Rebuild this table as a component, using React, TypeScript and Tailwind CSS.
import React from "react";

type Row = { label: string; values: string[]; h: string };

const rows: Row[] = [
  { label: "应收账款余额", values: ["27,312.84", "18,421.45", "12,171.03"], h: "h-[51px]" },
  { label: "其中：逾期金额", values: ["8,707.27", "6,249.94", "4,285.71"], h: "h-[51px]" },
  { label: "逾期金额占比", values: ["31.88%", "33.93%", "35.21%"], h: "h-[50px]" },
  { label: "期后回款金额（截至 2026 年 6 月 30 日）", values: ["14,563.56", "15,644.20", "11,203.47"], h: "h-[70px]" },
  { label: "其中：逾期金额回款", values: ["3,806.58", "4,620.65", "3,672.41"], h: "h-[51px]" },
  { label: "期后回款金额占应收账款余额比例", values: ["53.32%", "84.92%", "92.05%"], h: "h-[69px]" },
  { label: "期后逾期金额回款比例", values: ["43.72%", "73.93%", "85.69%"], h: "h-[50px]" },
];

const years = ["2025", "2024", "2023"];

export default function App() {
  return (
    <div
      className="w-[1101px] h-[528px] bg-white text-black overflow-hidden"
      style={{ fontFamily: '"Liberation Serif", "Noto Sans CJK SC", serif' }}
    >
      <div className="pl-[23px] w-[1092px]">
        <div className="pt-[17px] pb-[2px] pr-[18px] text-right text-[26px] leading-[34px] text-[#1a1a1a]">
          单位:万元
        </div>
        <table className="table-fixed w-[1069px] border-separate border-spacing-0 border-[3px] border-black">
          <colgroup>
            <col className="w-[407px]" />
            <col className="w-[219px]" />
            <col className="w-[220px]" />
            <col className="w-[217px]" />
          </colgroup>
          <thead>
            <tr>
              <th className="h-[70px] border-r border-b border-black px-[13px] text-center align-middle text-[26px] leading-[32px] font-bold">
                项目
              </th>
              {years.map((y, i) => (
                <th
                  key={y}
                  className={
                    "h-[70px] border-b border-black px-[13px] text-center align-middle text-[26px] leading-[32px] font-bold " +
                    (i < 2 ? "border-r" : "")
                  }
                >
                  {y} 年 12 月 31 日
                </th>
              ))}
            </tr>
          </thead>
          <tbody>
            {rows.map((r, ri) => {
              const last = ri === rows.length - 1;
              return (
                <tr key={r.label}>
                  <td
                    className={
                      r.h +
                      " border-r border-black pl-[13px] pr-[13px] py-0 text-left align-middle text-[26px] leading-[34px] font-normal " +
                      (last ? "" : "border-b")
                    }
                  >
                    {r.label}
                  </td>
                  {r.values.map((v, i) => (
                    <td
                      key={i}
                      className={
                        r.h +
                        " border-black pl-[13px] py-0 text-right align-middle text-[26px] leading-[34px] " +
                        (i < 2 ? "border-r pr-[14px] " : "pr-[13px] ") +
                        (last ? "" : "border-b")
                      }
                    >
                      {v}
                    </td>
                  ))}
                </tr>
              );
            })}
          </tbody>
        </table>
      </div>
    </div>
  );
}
════
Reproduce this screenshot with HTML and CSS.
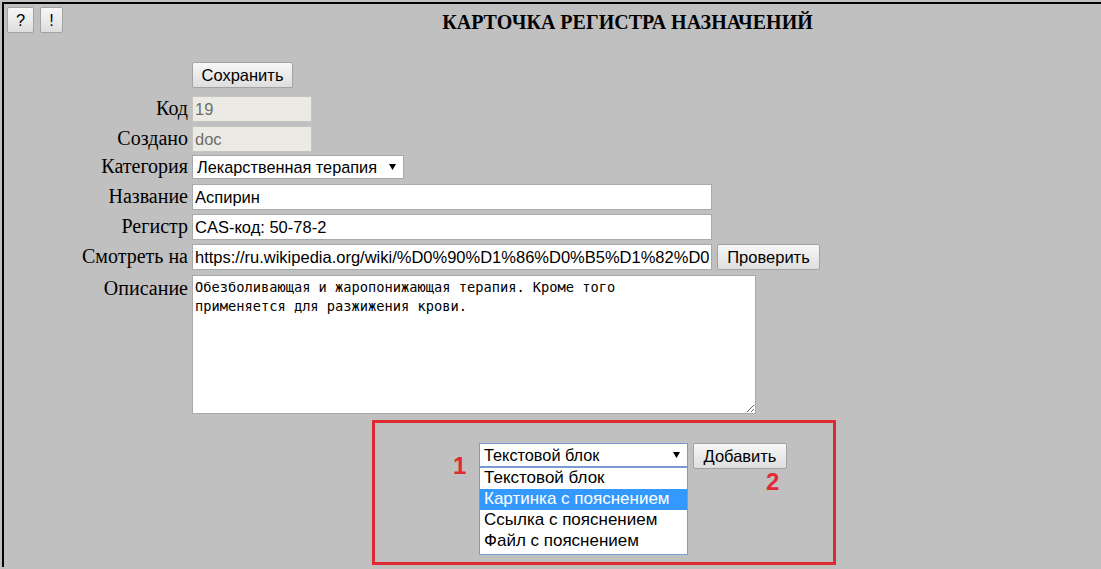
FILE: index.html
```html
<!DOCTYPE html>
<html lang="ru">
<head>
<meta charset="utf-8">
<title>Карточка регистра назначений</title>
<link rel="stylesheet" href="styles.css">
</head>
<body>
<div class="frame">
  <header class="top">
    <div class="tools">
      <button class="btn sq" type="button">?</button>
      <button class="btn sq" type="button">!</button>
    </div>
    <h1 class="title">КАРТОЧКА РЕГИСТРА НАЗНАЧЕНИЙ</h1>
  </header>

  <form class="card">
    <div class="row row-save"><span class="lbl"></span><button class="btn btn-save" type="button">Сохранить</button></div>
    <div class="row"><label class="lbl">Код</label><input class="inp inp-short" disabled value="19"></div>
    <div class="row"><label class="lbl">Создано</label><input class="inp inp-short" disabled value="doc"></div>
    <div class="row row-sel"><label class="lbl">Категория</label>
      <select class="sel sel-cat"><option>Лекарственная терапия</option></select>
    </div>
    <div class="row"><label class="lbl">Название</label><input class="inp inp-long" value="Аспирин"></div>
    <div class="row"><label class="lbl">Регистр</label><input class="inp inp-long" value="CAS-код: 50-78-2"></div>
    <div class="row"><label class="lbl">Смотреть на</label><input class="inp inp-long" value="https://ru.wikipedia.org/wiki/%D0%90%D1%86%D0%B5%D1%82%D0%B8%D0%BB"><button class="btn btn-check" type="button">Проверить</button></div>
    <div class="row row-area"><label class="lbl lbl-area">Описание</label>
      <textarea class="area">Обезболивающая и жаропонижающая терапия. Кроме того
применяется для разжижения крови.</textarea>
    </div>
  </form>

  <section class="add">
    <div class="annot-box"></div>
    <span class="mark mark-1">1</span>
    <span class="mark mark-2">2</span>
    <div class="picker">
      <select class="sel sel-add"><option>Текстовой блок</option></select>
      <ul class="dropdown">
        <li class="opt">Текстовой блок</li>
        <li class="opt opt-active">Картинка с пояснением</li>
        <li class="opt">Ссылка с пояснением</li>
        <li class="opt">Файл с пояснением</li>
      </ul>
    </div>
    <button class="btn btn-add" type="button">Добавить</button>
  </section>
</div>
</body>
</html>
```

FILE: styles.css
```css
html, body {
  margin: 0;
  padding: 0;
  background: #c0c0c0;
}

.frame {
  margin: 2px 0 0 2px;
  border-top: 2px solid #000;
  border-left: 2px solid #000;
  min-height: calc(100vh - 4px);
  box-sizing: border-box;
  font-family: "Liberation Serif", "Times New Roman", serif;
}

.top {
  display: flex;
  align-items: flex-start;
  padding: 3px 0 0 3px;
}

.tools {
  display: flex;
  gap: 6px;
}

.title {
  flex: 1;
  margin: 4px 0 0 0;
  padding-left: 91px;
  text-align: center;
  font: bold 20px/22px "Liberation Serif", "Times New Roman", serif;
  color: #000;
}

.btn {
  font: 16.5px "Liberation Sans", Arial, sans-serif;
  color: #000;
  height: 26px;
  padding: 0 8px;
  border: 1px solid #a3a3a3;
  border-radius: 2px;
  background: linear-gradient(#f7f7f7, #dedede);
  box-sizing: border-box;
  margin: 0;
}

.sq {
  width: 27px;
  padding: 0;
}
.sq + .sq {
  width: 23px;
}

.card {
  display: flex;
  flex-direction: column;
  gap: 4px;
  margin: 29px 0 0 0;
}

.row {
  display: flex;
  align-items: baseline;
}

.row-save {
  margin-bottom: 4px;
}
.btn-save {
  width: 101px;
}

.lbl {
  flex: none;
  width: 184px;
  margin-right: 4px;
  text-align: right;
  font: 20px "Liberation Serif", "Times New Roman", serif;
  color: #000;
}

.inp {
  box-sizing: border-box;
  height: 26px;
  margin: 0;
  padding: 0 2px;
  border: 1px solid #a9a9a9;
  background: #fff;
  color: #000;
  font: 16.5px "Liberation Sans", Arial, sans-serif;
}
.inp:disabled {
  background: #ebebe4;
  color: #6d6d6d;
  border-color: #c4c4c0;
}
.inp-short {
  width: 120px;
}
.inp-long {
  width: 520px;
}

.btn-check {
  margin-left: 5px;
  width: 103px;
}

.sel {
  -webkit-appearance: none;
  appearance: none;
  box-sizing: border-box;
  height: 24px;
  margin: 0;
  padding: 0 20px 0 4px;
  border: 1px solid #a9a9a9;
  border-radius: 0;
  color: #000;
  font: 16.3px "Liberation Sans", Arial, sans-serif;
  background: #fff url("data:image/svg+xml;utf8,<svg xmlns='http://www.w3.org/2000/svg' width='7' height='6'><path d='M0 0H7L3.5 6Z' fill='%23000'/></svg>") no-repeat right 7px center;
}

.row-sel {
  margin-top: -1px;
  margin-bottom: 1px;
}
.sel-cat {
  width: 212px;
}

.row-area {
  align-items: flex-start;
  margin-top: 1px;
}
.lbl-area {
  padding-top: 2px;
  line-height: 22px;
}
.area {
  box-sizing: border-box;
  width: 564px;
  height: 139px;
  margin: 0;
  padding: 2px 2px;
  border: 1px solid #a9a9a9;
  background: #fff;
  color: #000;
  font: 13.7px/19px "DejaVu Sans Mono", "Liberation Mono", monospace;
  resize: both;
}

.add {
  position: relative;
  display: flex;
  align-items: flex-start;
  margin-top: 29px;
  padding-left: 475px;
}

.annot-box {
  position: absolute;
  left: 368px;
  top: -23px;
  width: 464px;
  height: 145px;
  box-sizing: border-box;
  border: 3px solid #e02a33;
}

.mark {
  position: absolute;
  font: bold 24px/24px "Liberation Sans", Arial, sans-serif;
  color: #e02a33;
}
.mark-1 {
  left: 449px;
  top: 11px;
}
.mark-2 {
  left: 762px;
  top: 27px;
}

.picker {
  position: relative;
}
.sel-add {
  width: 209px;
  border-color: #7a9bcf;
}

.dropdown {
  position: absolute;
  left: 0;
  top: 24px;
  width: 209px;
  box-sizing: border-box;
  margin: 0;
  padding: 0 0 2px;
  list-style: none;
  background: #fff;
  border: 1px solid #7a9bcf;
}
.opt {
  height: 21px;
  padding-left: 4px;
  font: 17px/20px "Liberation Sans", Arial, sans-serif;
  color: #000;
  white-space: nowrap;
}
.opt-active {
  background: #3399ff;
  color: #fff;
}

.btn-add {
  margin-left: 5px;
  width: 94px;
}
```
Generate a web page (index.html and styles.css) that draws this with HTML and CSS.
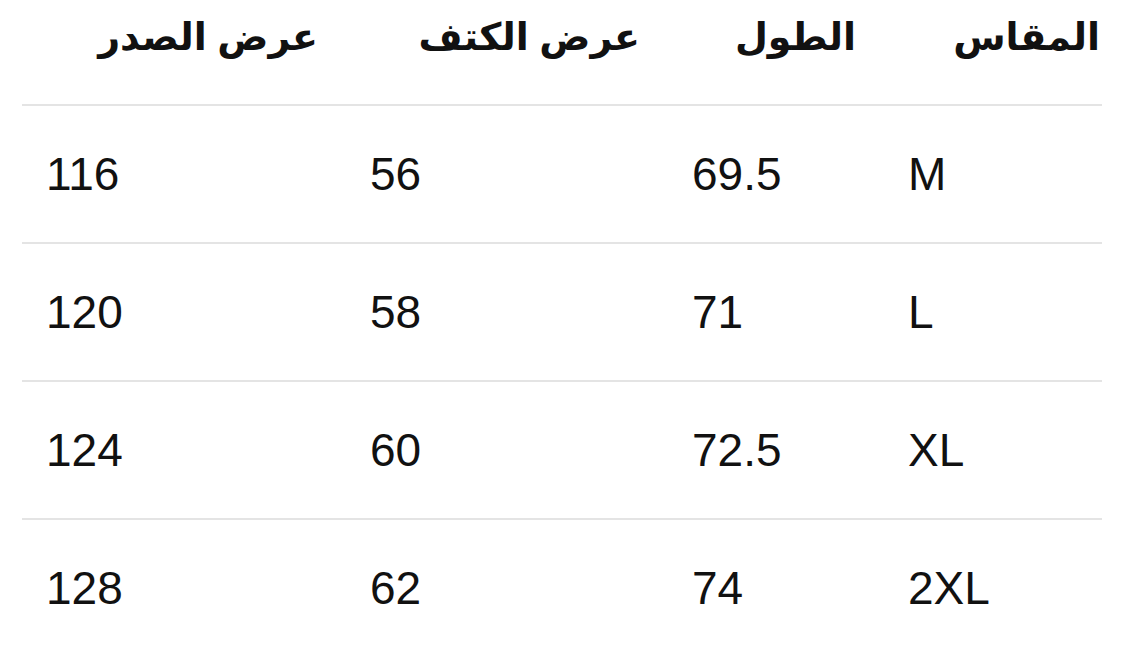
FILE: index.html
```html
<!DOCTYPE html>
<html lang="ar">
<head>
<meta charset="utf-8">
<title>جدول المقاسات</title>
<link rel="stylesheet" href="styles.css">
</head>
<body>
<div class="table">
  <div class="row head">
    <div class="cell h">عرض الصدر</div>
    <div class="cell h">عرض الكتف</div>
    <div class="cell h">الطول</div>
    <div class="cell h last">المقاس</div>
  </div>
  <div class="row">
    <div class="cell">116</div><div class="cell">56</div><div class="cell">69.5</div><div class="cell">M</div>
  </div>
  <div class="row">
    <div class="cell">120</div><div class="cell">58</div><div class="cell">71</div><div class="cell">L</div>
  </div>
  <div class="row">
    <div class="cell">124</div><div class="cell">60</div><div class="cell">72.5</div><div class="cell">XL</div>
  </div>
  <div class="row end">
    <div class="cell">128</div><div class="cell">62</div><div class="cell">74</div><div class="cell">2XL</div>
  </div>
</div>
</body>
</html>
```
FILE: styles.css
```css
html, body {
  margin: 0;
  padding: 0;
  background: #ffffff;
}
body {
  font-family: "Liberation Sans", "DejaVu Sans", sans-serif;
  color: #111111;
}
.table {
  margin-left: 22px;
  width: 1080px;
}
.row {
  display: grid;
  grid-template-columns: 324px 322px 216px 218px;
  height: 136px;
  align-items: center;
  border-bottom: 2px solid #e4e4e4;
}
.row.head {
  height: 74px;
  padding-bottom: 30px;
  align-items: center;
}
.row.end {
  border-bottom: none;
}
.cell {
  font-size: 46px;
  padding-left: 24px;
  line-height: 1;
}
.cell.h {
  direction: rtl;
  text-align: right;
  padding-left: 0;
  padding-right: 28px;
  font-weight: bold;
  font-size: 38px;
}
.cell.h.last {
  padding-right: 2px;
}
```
════
▶ **Problem**: Return each line that includes "with".

▶ **Answer for this exercise**:
Reproduce this screenshot with HTML and CSS.
Generate a web page (index.html and styles.css) that draws this with HTML and CSS.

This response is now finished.